Another great educational gift I received came from Radio Shack.  If their service were better, and their prices comparable to my local hobby shop, I would probably have given them quite a few of my hobby dollars.  As it stands, they only got a couple from my Mom and my Grandparents–and I did my best to recoup some of these expenditures where “battery club” was concerned.

The gift was a 75 in one Electronics Kit.  It was pretty cool, well organized and fun to put together.  I completed pretty much all the projects in the kit (there are bound to be a few that just didn’t excite me) and got my full value out of the toy.  I have seen modern versions of the toy, but it just doesn’t fill me with any great warmth–maybe it seems too easy.

Sadly, it did not imbue me with a great love for electronics and that is one thing that holding back my progress on my railroad.  I solder only when I have to, and there isn’t anything overly fancy or complex on my railroad.

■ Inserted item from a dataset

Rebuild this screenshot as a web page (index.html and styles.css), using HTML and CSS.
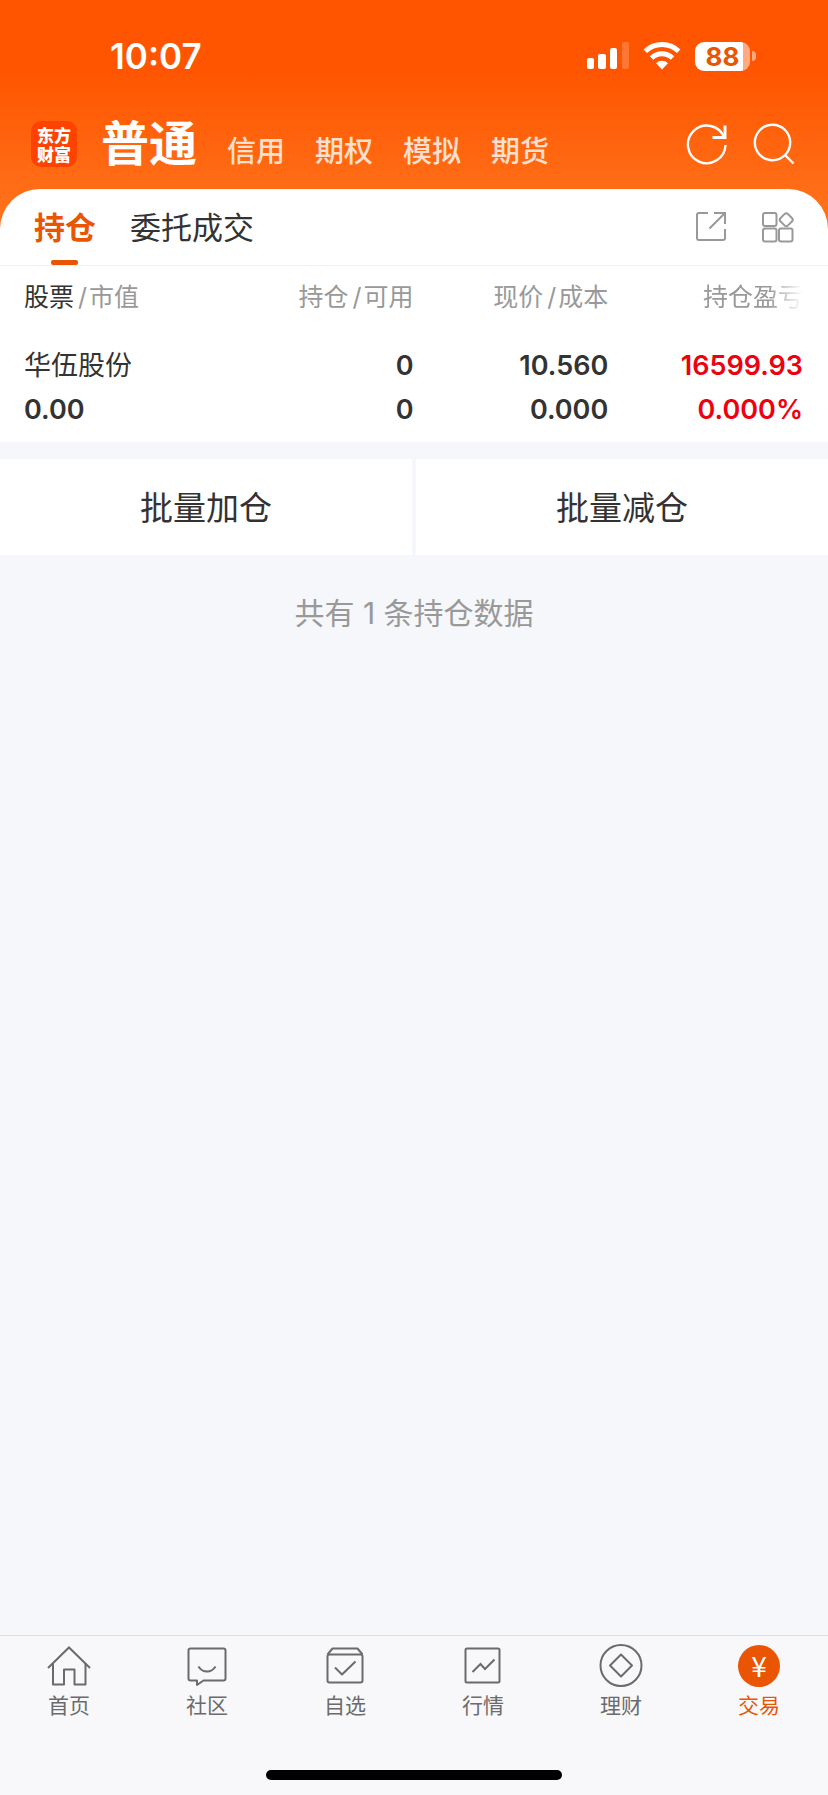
FILE: index.html
```html
<!DOCTYPE html>
<html lang="zh-CN">
<head>
  <meta charset="UTF-8" />
  <meta name="viewport" content="width=device-width, initial-scale=1.0" />
  <title>交易 - 持仓</title>
  <link rel="stylesheet" href="styles.css">
</head>
<body>

  <header class="header">
    <div class="status-bar">
      <span class="time">10:07</span>
      <div class="status-icons">
        <svg width="42" height="28" viewBox="0 0 42 28" fill="#fff" aria-hidden="true">
          <rect x="0" y="16" width="7" height="11" rx="2" />
          <rect x="11" y="12" width="8" height="15" rx="2" />
          <rect x="23" y="6" width="7" height="21" rx="2" />
          <rect x="35" y="0" width="7" height="27" rx="2" opacity="0.2" />
        </svg>
        <svg width="38" height="28" viewBox="0 0 38 28" fill="none" stroke="#fff" stroke-width="5" aria-hidden="true">
          <path d="M2.300 9.300A24 24 0 0 1 35.700 9.300" />
          <path d="M8.500 16A15 15 0 0 1 29.500 16" />
          <path d="M19 27.500L13 21.300A8.500 8.500 0 0 1 25 21.300Z" fill="#fff" stroke="none" />
        </svg>
        <div class="battery">
          <span class="battery-body">88</span>
          <span class="battery-cap"></span>
        </div>
      </div>
    </div>

    <div class="account-bar">
      <div class="logo">东方财富</div>
      <nav class="accounts" aria-label="账户类型">
        <a class="account active" href="#">普通</a>
        <a class="account" href="#">信用</a>
        <a class="account" href="#">期权</a>
        <a class="account" href="#">模拟</a>
        <a class="account" href="#">期货</a>
      </nav>
      <div class="header-actions">
        <button type="button" aria-label="刷新">
          <svg width="42" height="42" viewBox="0 0 42 42" fill="none" stroke="#fff" stroke-width="2.400">
            <path d="M39.500 22A18.800 18.800 0 1 1 38.200 14.500" />
            <path d="M39 2.500V14.500H26.500" stroke-width="3" />
          </svg>
        </button>
        <button type="button" aria-label="搜索">
          <svg width="42" height="42" viewBox="0 0 42 42" fill="none" stroke="#fff" stroke-width="2.400">
            <circle cx="19.500" cy="19.500" r="17.700" />
            <path d="M32 32L40.500 40.500" />
          </svg>
        </button>
      </div>
    </div>
  </header>

  <main class="main">
    <section class="card">
      <div class="tabs">
        <button class="tab active" type="button">持仓</button>
        <button class="tab" type="button">委托成交</button>
        <div class="tab-actions">
          <button type="button" aria-label="分享">
            <svg width="32" height="32" viewBox="0 0 32 32" fill="none" stroke="#999" stroke-width="2">
              <path d="M13 2H4Q2 2 2 4V27Q2 29 4 29H28Q30 29 30 27V18" />
              <path d="M19 2H30V13M30 2L14.500 17.500" />
            </svg>
          </button>
          <button type="button" aria-label="更多功能">
            <svg width="32" height="32" viewBox="0 0 32 32" fill="none" stroke="#999" stroke-width="2">
              <rect x="1" y="2" width="13.500" height="13" rx="2" />
              <rect x="1" y="17.500" width="13.500" height="13" rx="2" />
              <rect x="17" y="17.500" width="13.500" height="13" rx="2" />
              <rect x="19" y="3.500" width="10.500" height="10.500" rx="2.500" transform="rotate(45 24.250 8.750)" />
            </svg>
          </button>
        </div>
      </div>

      <table class="positions">
        <thead>
          <tr>
            <th><b>股票</b><i>/</i>市值</th>
            <th>持仓<i>/</i>可用</th>
            <th>现价<i>/</i>成本</th>
            <th><span class="fade">持仓盈亏</span></th>
          </tr>
        </thead>
        <tbody>
          <tr>
            <td class="name">华伍股份</td>
            <td>0</td>
            <td>10.560</td>
            <td class="up">16599.93</td>
          </tr>
          <tr>
            <td>0.00</td>
            <td>0</td>
            <td>0.000</td>
            <td class="up">0.000%</td>
          </tr>
        </tbody>
      </table>
    </section>

    <div class="batch">
      <button type="button">批量加仓</button>
      <button type="button">批量减仓</button>
    </div>

    <p class="summary">共有 1 条持仓数据</p>
  </main>

  <footer class="footer">
    <nav class="tabbar" aria-label="主导航">
      <a href="#">
        <svg width="44" height="44" viewBox="0 0 44 44" fill="none" stroke="#6b6b6b" stroke-width="2">
          <path d="M1 24L22 3.500L43 24" />
          <path d="M6 19.500V40.500H17V25.500H27.500V40.500H38.500V19.500" stroke-linejoin="round" />
        </svg>
        <span>首页</span>
      </a>
      <a href="#">
        <svg width="44" height="44" viewBox="0 0 44 44" fill="none" stroke="#6b6b6b" stroke-width="2">
          <path d="M5.500 4.500H38.500Q40.500 4.500 40.500 6.500V34.500Q40.500 36.500 38.500 36.500H18.500L12 41V36.500H5.500Q3.500 36.500 3.500 34.500V6.500Q3.500 4.500 5.500 4.500Z" stroke-linejoin="round" />
          <path d="M13.500 22.500Q16.500 27.500 22 27.500T30.500 22.500" />
        </svg>
        <span>社区</span>
      </a>
      <a href="#">
        <svg width="44" height="44" viewBox="0 0 44 44" fill="none" stroke="#6b6b6b" stroke-width="2" stroke-linejoin="round">
          <path d="M4.500 10.500L9.500 4.500H34.500L39.500 10.500" />
          <rect x="4.500" y="10.500" width="35" height="28" rx="2" />
          <path d="M12 23.500L19 30.500L32.500 17.500" />
        </svg>
        <span>自选</span>
      </a>
      <a href="#">
        <svg width="44" height="44" viewBox="0 0 44 44" fill="none" stroke="#6b6b6b" stroke-width="2">
          <rect x="4.500" y="4.500" width="34" height="34" rx="1.500" />
          <path d="M11.500 28L19.500 20L24 25L33.500 15.500" />
        </svg>
        <span>行情</span>
      </a>
      <a href="#">
        <svg width="44" height="44" viewBox="0 0 44 44" fill="none" stroke="#6b6b6b" stroke-width="2" stroke-linejoin="round">
          <circle cx="22" cy="21.500" r="20.500" />
          <path d="M22 10.500L33 21.500L22 32.500L11 21.500Z" />
        </svg>
        <span>理财</span>
      </a>
      <a class="active" href="#">
        <em class="coin">¥</em>
        <span>交易</span>
      </a>
    </nav>
    <div class="home-indicator"></div>
  </footer>

</body>
</html>
```

FILE: styles.css
```css
* {
  box-sizing: border-box;
}
body {
  display: flex;
  flex-direction: column;
  min-height: 100vh;
  margin: 0;
  background: #f6f7fa;
  color: #333;
  font-family: Inter, "Noto Sans CJK SC", sans-serif;
}
a {
  color: inherit;
  text-decoration: none;
}
button {
  padding: 0;
  border: none;
  background: none;
  color: inherit;
  font: inherit;
  cursor: pointer;
}
svg {
  display: block;
}

/* header, runs on behind the rounded corners of the card */
.header {
  padding-bottom: 62px;
  background: linear-gradient(#ff5500 30%, #ff7019 85%);
  color: #fff;
}
.status-bar {
  display: flex;
  align-items: center;
  justify-content: space-between;
  height: 112px;
  padding: 0 72px 0 110px;
}
.time {
  font-size: 35px;
  font-weight: 600;
}
.status-icons {
  display: flex;
  align-items: center;
  gap: 14px;
}
.battery {
  display: flex;
  align-items: center;
  gap: 2px;
}
.battery-body {
  width: 55px;
  border-radius: 9px;
  background: linear-gradient(90deg, #fff 88%, #ffaa80 88%);
  color: #ea5504;
  font-size: 26px;
  font-weight: 700;
  line-height: 29px;
  text-align: center;
}
.battery-cap {
  width: 4px;
  height: 10px;
  border-radius: 0 4px 4px 0;
  background: #ffaa80;
}
.account-bar {
  display: flex;
  align-items: center;
  height: 64px;
  padding: 0 33px 0 31px;
}
.logo {
  width: 46px;
  height: 46px;
  margin-right: 24px;
  padding: 4px 6px;
  border-radius: 10px;
  background: #ff4200;
  font-family: "Noto Sans CJK SC", sans-serif;
  font-size: 17px;
  font-weight: 900;
  line-height: 19px;
}
.accounts {
  display: flex;
  align-items: flex-end;
  gap: 30px;
}
.account {
  color: #ffe0cf;
  font-size: 29px;
  font-weight: 500;
  line-height: 52px;
}
.account.active {
  color: #fff;
  font-size: 48px;
  font-weight: 700;
  line-height: 68px;
}
.header-actions {
  display: flex;
  gap: 25px;
  margin-left: auto;
}

.main {
  flex: 1;
}
.card {
  margin-top: -49px;
  padding-bottom: 10px;
  border-radius: 40px 40px 0 0;
  background: #fff;
}
.tabs {
  display: flex;
  gap: 34px;
  height: 77px;
  padding: 0 34px;
  border-bottom: 1px solid #f0f0f2;
}
.tab {
  position: relative;
  padding-bottom: 4px;
  font-size: 31px;
}
.tab.active {
  color: #ea5504;
  font-weight: 700;
}
.tab.active::after {
  content: "";
  position: absolute;
  bottom: 0;
  left: 50%;
  width: 27px;
  height: 5px;
  margin-left: -14px;
  border-radius: 2px;
  background: #ea5504;
}
.tab-actions {
  display: flex;
  gap: 35px;
  margin-left: auto;
}

/* positions */
.positions {
  width: 100%;
  padding: 0 25px 0 24px;
  border-spacing: 0;
  table-layout: fixed;
}
.positions th,
.positions td {
  padding: 0;
  text-align: right;
}
.positions th {
  height: 62px;
  color: #999;
  font-size: 25px;
  font-weight: 400;
  line-height: 62px;
}
.positions td {
  height: 44px;
  font-size: 27px;
  font-weight: 600;
  line-height: 44px;
}
.positions tbody::before {
  content: "";
  display: block;
  height: 16px;
}
.positions th:first-child,
.positions td:first-child {
  text-align: left;
}
.positions b {
  color: #333;
  font-weight: 400;
}
.positions i {
  margin: 0 2px 0 4px;
  font-style: normal;
}
.positions .name {
  font-weight: 400;
}
.positions .up {
  color: #f0000f;
}
.fade {
  -webkit-mask-image: linear-gradient(90deg, #000 65%, transparent);
  mask-image: linear-gradient(90deg, #000 65%, transparent);
}

.batch {
  display: flex;
  gap: 4px;
  margin-top: 17px;
}
.batch button {
  flex: 1;
  height: 96px;
  padding-bottom: 2px;
  background: #fff;
  font-size: 33px;
}
.summary {
  margin: 36px 0;
  color: #999;
  font-size: 30px;
  line-height: 44px;
  text-align: center;
}

/* bottom bar */
.footer {
  padding-bottom: 15px;
  border-top: 1px solid #dcdfe1;
  background: #f8f8fb;
}
.tabbar {
  display: flex;
  height: 134px;
  padding-top: 8px;
}
.tabbar a {
  display: flex;
  flex: 1;
  flex-direction: column;
  align-items: center;
  gap: 4px;
  color: #6b6b6b;
  font-size: 21px;
  line-height: 28px;
}
.tabbar .active {
  color: #ea5504;
}
.coin {
  width: 42px;
  height: 42px;
  margin: 1px;
  border-radius: 50%;
  background: #ea5504;
  color: #fff;
  font-family: "Noto Sans CJK SC", sans-serif;
  font-size: 28px;
  font-style: normal;
  line-height: 40px;
  text-align: center;
}
.home-indicator {
  width: 296px;
  height: 10px;
  margin: 0 auto;
  border-radius: 5px;
  background: #000;
}
```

As I have written, I received lots of educational toys and enjoyed most of them.  These days I have to go to stores that specialize in this kind of thing.  I find them fun and I encourage all of you parents out there to do the same.  There are lots of great educational toys–but they work best when you get involved in doing/building/experimenting with your children.

Ghosts of Christmas Past (part two)

 
One of the coolest kits (which was also quite educational) that I received for Christmas many, many, years ago was Capsela.  This toy was so cool that I have never been able to part with it, and the photos from this blog contain the actual kit I received on that cold (and possibly snowy) Christmas morning of my youth.

After checking Wikipedia, I found out that Capsela was created by the Mitsubishi Pencil Company.  So, surprise, surprise, another cool toy came from Japan, though this one came from an era when Japanese toys were more pedestrian.  It beat out Tamagochi by at least 2 decades.  Apparently, these days, Bandai from Japan has re-released these toys and they go for staggering amounts on EBay, or ship from far away places in Asia.  I had seen them at a science store–but that store is now closed.

Capsela was a rather unusual toy.  It was a motorized toy that didn’t come in traditional shapes and forms.  I think its science fiction look also was part of it’s appeal.  In addition to that, there were things you could build for the bathtub–and nothing could be cooler than that (add some superfoam, a few boats, and you had the making of a fantastic sea battle–probably better than that Battleship movie.)
the back of the box–detailing the parts included

The toughest part of the toy was understanding gear ratios.  Trying to build beyond the instruction booklet was rather difficult.  You couldn’t put things in any order you wanted, because it just wouldn’t power everything correctly.  Having only one set, and no internet bulletin boards for help, I really couldn’t stray from the instructions (though I tried many times).  These days, things would most likely be different.  Looking back on it, I had probably been too young when I got the present to really understand that, and could have saved myself some frustration.

There must be cool things like this today, but they are probably more geared toward use with an iPad, rather than a stand alone construction toy.  At least, I hope there are toys these days which are about building and operating.  I know there are still RC helicopters and cars, so besides Lego, there must be stuff like this–let me know what is out there.  I’d love to know.

It was definitely a cool toy.  Someday I will check out the new version, and that will probably be pretty cool too.

Ghosts of Christmas Past

 
While out shopping on the weekend, I spotted many wise people doing their Christmas shopping early.  This was most evident where people were shopping for their children.  It was plain to see which toys were most popular this season.

When I was young I often got “educational” toys and games as Christmas gifts.  Looking back on it, I really loved them, and that is probably why I gravitate towards stores which sell things like that.  Though there are relatively few of them, I enter them whenever I come across them.  When I was a child there were several of these educational toys that craved.

One Christmas I got a chemistry set.  I had wanted that for quite a long time and was really happy to get it.  Sadly, I didn’t do as many of the experiments as I wish I had.  The ones I did turned out well, but weren’t as cool as fiction books and TV shows made chemistry sets seem.

Regardless, I entered high school with an appreciation for chemistry that only a few students had.  I carried that appreciation to university and managed to eke out one year of science before switching to my other great passion.  I think a lot of that can be traced to that chemistry set.

As a footnote, I kept that chemistry set for many years–well into adulthood in fact.  I moved it to new locations several times.  Most recently, I was mildly curious enough to see if stores still sold them.  I was disappointed.